WHAT THE TASK REQUIRES: Please set down all the lines beneath this one exactly, without the pictures.

■ ■ ■

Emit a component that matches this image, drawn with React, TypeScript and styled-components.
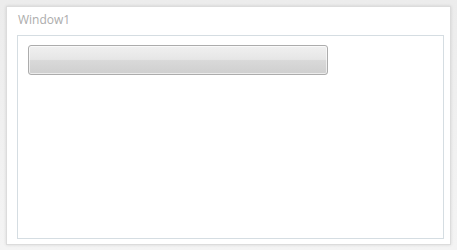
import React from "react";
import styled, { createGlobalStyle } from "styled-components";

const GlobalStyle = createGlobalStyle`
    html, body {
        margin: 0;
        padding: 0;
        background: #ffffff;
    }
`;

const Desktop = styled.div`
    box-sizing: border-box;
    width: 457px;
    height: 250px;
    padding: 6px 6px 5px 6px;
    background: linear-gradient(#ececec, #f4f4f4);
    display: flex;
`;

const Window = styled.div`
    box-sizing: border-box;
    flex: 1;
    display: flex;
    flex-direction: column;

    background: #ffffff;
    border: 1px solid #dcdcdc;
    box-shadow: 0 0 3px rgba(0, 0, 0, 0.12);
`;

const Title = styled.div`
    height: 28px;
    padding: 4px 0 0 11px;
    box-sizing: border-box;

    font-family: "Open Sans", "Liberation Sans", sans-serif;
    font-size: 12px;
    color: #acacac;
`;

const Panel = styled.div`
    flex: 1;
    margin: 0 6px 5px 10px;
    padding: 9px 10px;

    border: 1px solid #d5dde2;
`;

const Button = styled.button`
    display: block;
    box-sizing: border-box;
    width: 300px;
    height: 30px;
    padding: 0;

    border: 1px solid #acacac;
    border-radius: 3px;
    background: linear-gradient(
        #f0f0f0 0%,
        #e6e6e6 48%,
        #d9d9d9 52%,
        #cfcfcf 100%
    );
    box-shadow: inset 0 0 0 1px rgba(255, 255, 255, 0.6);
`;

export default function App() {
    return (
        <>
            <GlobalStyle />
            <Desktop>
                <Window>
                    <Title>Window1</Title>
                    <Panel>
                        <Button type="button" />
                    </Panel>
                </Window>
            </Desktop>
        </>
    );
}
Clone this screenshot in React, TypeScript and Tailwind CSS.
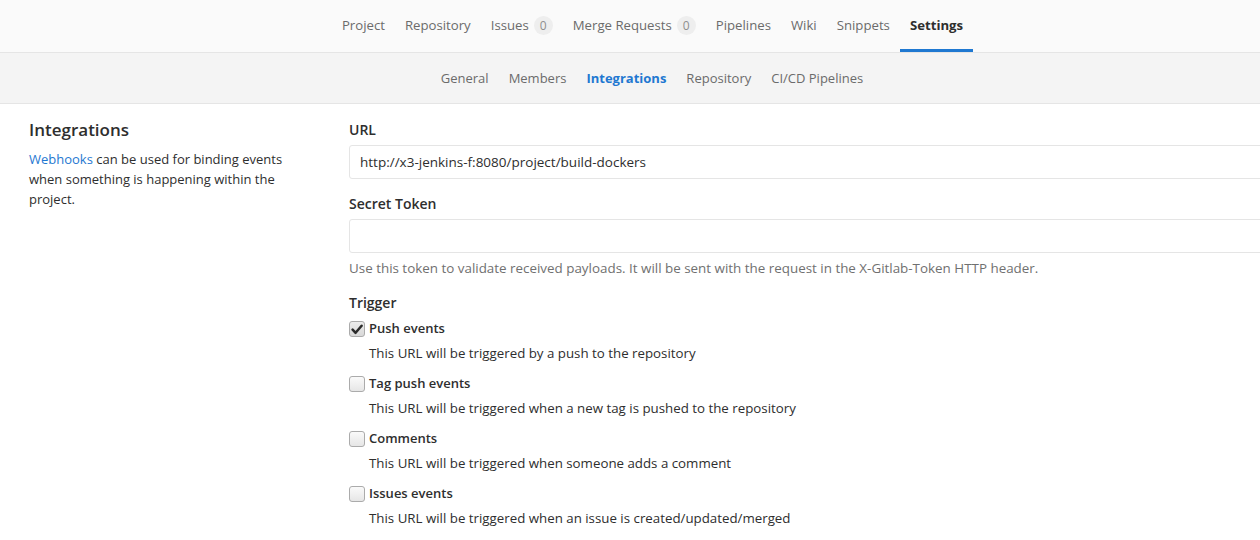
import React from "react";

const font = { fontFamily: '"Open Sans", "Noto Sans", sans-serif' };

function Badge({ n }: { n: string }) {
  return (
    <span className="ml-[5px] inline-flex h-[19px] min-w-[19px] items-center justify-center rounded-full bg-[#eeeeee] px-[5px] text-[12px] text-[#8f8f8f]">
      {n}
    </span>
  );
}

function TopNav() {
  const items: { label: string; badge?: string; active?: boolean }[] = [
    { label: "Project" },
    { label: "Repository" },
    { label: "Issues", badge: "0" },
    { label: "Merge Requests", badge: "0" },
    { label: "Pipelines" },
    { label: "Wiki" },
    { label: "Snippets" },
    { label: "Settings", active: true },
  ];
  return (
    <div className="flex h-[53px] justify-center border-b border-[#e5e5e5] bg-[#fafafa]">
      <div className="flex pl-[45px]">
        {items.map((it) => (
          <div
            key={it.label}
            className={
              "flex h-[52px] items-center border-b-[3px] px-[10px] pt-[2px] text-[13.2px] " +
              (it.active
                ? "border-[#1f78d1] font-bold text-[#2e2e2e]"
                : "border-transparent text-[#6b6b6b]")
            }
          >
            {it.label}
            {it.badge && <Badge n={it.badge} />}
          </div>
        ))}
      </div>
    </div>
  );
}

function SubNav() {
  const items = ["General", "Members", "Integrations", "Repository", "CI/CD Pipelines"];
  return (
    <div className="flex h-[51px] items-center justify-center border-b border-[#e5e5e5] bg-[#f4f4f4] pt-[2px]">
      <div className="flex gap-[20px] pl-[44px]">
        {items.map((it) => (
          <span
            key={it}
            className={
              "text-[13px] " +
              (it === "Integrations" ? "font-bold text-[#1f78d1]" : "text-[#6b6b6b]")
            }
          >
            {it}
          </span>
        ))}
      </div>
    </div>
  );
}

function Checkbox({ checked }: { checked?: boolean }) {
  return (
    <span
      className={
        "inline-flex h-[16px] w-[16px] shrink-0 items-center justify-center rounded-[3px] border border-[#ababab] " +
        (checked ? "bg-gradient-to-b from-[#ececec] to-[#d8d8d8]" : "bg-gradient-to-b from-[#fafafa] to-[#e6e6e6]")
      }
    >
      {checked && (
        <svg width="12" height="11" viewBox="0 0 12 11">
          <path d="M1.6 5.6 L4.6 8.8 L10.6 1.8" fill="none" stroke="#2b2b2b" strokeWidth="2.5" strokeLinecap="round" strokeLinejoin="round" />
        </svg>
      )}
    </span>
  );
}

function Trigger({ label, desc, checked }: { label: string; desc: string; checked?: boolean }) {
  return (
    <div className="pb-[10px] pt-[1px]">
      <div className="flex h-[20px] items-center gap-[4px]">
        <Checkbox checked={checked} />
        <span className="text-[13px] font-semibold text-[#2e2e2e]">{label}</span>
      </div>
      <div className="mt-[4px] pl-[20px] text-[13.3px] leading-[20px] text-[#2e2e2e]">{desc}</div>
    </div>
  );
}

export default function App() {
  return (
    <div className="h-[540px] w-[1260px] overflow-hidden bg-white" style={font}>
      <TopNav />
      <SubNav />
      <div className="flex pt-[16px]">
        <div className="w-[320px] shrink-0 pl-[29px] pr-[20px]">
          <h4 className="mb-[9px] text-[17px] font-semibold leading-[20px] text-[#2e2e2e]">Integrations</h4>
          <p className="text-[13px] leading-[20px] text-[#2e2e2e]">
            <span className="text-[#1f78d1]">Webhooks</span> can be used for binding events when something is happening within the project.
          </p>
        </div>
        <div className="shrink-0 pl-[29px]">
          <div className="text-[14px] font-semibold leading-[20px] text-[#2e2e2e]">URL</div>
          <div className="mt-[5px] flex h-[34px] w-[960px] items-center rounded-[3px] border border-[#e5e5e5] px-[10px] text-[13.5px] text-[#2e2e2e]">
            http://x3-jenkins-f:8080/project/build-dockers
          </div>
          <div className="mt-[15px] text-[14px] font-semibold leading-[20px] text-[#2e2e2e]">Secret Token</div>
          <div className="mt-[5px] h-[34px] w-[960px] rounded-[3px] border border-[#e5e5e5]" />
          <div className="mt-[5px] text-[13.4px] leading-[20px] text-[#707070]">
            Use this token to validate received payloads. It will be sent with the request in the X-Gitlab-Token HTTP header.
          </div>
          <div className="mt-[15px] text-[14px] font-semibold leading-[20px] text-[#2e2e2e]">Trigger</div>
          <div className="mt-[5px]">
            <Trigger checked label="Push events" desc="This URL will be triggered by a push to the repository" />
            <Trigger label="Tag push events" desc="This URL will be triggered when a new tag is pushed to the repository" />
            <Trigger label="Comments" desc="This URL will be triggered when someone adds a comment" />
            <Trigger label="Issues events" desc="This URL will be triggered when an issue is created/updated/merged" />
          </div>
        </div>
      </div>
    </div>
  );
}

■ ■ ■

TASK SOLUTION:
Emit a component that matches this image, drawn with React, TypeScript and styled-components.
import React from "react";
import styled, { createGlobalStyle } from "styled-components";

const GlobalStyle = createGlobalStyle`
    html, body {
        margin: 0;
        padding: 0;
        background: #ffffff;
    }
`;

const Desktop = styled.div`
    box-sizing: border-box;
    width: 457px;
    height: 250px;
    padding: 6px 6px 5px 6px;
    background: linear-gradient(#ececec, #f4f4f4);
    display: flex;
`;

const Window = styled.div`
    box-sizing: border-box;
    flex: 1;
    display: flex;
    flex-direction: column;

    background: #ffffff;
    border: 1px solid #dcdcdc;
    box-shadow: 0 0 3px rgba(0, 0, 0, 0.12);
`;

const Title = styled.div`
    height: 28px;
    padding: 4px 0 0 11px;
    box-sizing: border-box;

    font-family: "Open Sans", "Liberation Sans", sans-serif;
    font-size: 12px;
    color: #acacac;
`;

const Panel = styled.div`
    flex: 1;
    margin: 0 6px 5px 10px;
    padding: 9px 10px;

    border: 1px solid #d5dde2;
`;

const Button = styled.button`
    display: block;
    box-sizing: border-box;
    width: 300px;
    height: 30px;
    padding: 0;

    border: 1px solid #acacac;
    border-radius: 3px;
    background: linear-gradient(
        #f0f0f0 0%,
        #e6e6e6 48%,
        #d9d9d9 52%,
        #cfcfcf 100%
    );
    box-shadow: inset 0 0 0 1px rgba(255, 255, 255, 0.6);
`;

export default function App() {
    return (
        <>
            <GlobalStyle />
            <Desktop>
                <Window>
                    <Title>Window1</Title>
                    <Panel>
                        <Button type="button" />
                    </Panel>
                </Window>
            </Desktop>
        </>
    );
}
Clone this screenshot in React, TypeScript and Tailwind CSS.
import React from "react";

const font = { fontFamily: '"Open Sans", "Noto Sans", sans-serif' };

function Badge({ n }: { n: string }) {
  return (
    <span className="ml-[5px] inline-flex h-[19px] min-w-[19px] items-center justify-center rounded-full bg-[#eeeeee] px-[5px] text-[12px] text-[#8f8f8f]">
      {n}
    </span>
  );
}

function TopNav() {
  const items: { label: string; badge?: string; active?: boolean }[] = [
    { label: "Project" },
    { label: "Repository" },
    { label: "Issues", badge: "0" },
    { label: "Merge Requests", badge: "0" },
    { label: "Pipelines" },
    { label: "Wiki" },
    { label: "Snippets" },
    { label: "Settings", active: true },
  ];
  return (
    <div className="flex h-[53px] justify-center border-b border-[#e5e5e5] bg-[#fafafa]">
      <div className="flex pl-[45px]">
        {items.map((it) => (
          <div
            key={it.label}
            className={
              "flex h-[52px] items-center border-b-[3px] px-[10px] pt-[2px] text-[13.2px] " +
              (it.active
                ? "border-[#1f78d1] font-bold text-[#2e2e2e]"
                : "border-transparent text-[#6b6b6b]")
            }
          >
            {it.label}
            {it.badge && <Badge n={it.badge} />}
          </div>
        ))}
      </div>
    </div>
  );
}

function SubNav() {
  const items = ["General", "Members", "Integrations", "Repository", "CI/CD Pipelines"];
  return (
    <div className="flex h-[51px] items-center justify-center border-b border-[#e5e5e5] bg-[#f4f4f4] pt-[2px]">
      <div className="flex gap-[20px] pl-[44px]">
        {items.map((it) => (
          <span
            key={it}
            className={
              "text-[13px] " +
              (it === "Integrations" ? "font-bold text-[#1f78d1]" : "text-[#6b6b6b]")
            }
          >
            {it}
          </span>
        ))}
      </div>
    </div>
  );
}

function Checkbox({ checked }: { checked?: boolean }) {
  return (
    <span
      className={
        "inline-flex h-[16px] w-[16px] shrink-0 items-center justify-center rounded-[3px] border border-[#ababab] " +
        (checked ? "bg-gradient-to-b from-[#ececec] to-[#d8d8d8]" : "bg-gradient-to-b from-[#fafafa] to-[#e6e6e6]")
      }
    >
      {checked && (
        <svg width="12" height="11" viewBox="0 0 12 11">
          <path d="M1.6 5.6 L4.6 8.8 L10.6 1.8" fill="none" stroke="#2b2b2b" strokeWidth="2.5" strokeLinecap="round" strokeLinejoin="round" />
        </svg>
      )}
    </span>
  );
}

function Trigger({ label, desc, checked }: { label: string; desc: string; checked?: boolean }) {
  return (
    <div className="pb-[10px] pt-[1px]">
      <div className="flex h-[20px] items-center gap-[4px]">
        <Checkbox checked={checked} />
        <span className="text-[13px] font-semibold text-[#2e2e2e]">{label}</span>
      </div>
      <div className="mt-[4px] pl-[20px] text-[13.3px] leading-[20px] text-[#2e2e2e]">{desc}</div>
    </div>
  );
}

export default function App() {
  return (
    <div className="h-[540px] w-[1260px] overflow-hidden bg-white" style={font}>
      <TopNav />
      <SubNav />
      <div className="flex pt-[16px]">
        <div className="w-[320px] shrink-0 pl-[29px] pr-[20px]">
          <h4 className="mb-[9px] text-[17px] font-semibold leading-[20px] text-[#2e2e2e]">Integrations</h4>
          <p className="text-[13px] leading-[20px] text-[#2e2e2e]">
            <span className="text-[#1f78d1]">Webhooks</span> can be used for binding events when something is happening within the project.
          </p>
        </div>
        <div className="shrink-0 pl-[29px]">
          <div className="text-[14px] font-semibold leading-[20px] text-[#2e2e2e]">URL</div>
          <div className="mt-[5px] flex h-[34px] w-[960px] items-center rounded-[3px] border border-[#e5e5e5] px-[10px] text-[13.5px] text-[#2e2e2e]">
            http://x3-jenkins-f:8080/project/build-dockers
          </div>
          <div className="mt-[15px] text-[14px] font-semibold leading-[20px] text-[#2e2e2e]">Secret Token</div>
          <div className="mt-[5px] h-[34px] w-[960px] rounded-[3px] border border-[#e5e5e5]" />
          <div className="mt-[5px] text-[13.4px] leading-[20px] text-[#707070]">
            Use this token to validate received payloads. It will be sent with the request in the X-Gitlab-Token HTTP header.
          </div>
          <div className="mt-[15px] text-[14px] font-semibold leading-[20px] text-[#2e2e2e]">Trigger</div>
          <div className="mt-[5px]">
            <Trigger checked label="Push events" desc="This URL will be triggered by a push to the repository" />
            <Trigger label="Tag push events" desc="This URL will be triggered when a new tag is pushed to the repository" />
            <Trigger label="Comments" desc="This URL will be triggered when someone adds a comment" />
            <Trigger label="Issues events" desc="This URL will be triggered when an issue is created/updated/merged" />
          </div>
        </div>
      </div>
    </div>
  );
}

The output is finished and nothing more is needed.